Constitution Day always catches me by surprise, but when I sit down to write about it, I find it is always urgent and necessary to reflect on what “constitutes” us as a college and a community.
This past year, College Unbound finished our newest Strategic Plan, which lays out our institutional values of Lifelong Learning, in a Sustainability Grounded in Equity & Student Success, in practices of Storytelling, and in a Growth that is also about Adaptation & Innovation. We feel that these tenets will help us become more who we truly are.
Who we are is also guided by where we are. And so on this Constitution Day we also look to artists in our home cities doing the work of defining place, purpose, and belonging.
This month, the Waterfire Arts Center in Providence features PORTALES: Reimagining the Future, an art exhibit presenting the variety of ways that artists and organizers in Rhode Island have strengthened our communities during the COVID-19 pandemic and the movement against racial injustice.
In moments of difficulty, we can see how art can turn into ‘community portals’ that help us envision better futures. Built in conversation with Arundhati Roy’s writing of The Pandemic is a Portal, the exhibit emerges out of engagements by CU Faculty Nick Longo and Eric Sung and a sample of artistic works by RI-based artists who work in various mediums–photography, mixed media, painting, dance, video–and who have a practice of community organizing and/or are in relationship to grassroots community groups that center justice, equity, and access.
In Philadelphia, we look at murals across the city co-designed with artist Aram Sifuentes. These murals, organized as Messages to Our Neighbors, “stress the importance of continuous conversations on how immigration policy is a moving target, citizenship is difficult to achieve, and belonging to a place, a land, or a people is an ongoing negotiation.”
Aram’s work in co-creating the nationwide Protest Banner Lending Library, too, can stand as a model for CU to think about what type of library/archive/storytelling we want to center.
And in Chicago, where our students meet to think about a commitment to Housing as a Human Right, the National Public Housing Museum’s exhibit “All of the Above” insists that we sit with the sounds and stories of belonging in the face of gentrification.

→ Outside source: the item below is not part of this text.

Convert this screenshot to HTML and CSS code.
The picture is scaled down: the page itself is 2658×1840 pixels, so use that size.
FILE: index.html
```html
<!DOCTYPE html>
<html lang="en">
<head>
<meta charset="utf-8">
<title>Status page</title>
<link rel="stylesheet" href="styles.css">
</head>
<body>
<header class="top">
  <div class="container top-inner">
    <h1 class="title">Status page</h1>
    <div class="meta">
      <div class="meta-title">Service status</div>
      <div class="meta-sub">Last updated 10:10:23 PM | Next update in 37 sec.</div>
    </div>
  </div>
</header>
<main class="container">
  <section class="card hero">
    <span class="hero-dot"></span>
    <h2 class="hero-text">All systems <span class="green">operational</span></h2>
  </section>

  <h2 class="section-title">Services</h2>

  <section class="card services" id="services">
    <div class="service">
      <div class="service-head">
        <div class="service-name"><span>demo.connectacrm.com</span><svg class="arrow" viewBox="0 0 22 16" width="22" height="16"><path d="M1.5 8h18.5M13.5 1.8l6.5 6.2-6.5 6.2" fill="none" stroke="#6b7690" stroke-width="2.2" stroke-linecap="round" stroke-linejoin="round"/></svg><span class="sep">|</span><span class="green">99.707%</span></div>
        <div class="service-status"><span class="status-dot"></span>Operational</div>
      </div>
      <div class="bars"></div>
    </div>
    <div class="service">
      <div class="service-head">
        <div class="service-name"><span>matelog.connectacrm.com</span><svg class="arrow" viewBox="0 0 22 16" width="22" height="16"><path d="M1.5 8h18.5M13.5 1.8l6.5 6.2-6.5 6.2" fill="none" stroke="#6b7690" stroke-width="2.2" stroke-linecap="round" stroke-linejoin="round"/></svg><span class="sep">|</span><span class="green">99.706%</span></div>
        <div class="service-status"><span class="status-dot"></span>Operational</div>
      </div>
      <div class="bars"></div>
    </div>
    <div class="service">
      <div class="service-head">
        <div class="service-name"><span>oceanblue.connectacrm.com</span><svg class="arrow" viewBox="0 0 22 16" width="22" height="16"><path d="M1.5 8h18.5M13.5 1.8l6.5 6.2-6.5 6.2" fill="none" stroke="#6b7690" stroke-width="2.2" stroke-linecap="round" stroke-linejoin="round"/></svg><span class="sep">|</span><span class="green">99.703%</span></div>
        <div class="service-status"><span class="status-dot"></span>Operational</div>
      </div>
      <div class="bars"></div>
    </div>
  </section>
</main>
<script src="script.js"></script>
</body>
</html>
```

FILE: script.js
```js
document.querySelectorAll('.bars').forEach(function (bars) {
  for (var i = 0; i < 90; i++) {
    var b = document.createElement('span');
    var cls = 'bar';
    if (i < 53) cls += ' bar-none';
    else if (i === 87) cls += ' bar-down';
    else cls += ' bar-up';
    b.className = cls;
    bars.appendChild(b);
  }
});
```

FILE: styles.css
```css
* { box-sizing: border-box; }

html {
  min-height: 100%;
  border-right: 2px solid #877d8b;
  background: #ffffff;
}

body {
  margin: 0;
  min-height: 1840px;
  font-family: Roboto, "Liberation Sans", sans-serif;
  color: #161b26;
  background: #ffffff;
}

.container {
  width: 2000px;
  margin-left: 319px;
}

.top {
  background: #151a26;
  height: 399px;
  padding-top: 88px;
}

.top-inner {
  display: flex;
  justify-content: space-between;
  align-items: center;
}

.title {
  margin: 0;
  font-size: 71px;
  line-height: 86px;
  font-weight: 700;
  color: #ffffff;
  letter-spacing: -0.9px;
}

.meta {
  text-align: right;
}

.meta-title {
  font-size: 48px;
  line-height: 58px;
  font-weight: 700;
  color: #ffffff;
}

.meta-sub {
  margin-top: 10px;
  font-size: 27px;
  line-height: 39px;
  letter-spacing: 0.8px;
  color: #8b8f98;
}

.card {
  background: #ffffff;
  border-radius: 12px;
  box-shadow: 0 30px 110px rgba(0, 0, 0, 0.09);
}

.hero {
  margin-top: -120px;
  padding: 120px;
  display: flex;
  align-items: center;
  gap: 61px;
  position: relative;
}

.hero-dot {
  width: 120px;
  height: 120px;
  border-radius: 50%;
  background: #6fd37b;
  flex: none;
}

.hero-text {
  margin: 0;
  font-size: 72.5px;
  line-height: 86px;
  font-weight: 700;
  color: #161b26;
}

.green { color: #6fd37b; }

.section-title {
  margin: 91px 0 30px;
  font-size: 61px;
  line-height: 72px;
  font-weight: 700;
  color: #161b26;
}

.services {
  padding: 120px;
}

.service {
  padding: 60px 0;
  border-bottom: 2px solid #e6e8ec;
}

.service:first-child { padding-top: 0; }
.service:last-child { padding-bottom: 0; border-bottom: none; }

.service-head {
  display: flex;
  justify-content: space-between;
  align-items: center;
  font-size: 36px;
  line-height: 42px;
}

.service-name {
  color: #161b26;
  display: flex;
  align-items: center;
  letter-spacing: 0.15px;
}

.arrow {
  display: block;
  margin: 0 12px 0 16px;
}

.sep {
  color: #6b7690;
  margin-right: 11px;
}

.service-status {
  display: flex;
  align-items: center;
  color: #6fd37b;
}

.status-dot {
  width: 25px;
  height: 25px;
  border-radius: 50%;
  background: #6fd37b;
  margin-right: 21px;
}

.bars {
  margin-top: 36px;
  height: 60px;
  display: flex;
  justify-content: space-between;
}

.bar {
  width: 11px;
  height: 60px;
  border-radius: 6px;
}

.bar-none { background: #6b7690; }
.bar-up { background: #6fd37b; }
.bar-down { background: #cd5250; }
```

Across place, and across the curriculum at CU, we have worked towards a greater understanding of, and commitment to, belonging. Through courses focused on multigenerational learning, Autobiographical Narratives & Representation, Critical Care and Critical Generosity, Radical Philanthropy, and Citizenship for Democracy, CU seeks to help our students learn, and indeed, also to learn from our students about the complex ways in which we all exist, move, and grow in our communities.
As an organization, CU seeks to be in conversation with artists, organizers, and culture bearers like those mentioned in Philadelphia, Rhode Island, and Chicago–and many more besides–who help us all grapple with what constitutes us.
As we are a community that values lifelong learning, we recognize that this will necessarily always be an unfolding process, one in which we constantly re-learn, adjust, and refine our understanding of what it means to be College Unbound. We hope you all will continue to stand alongside us as we continue this work together.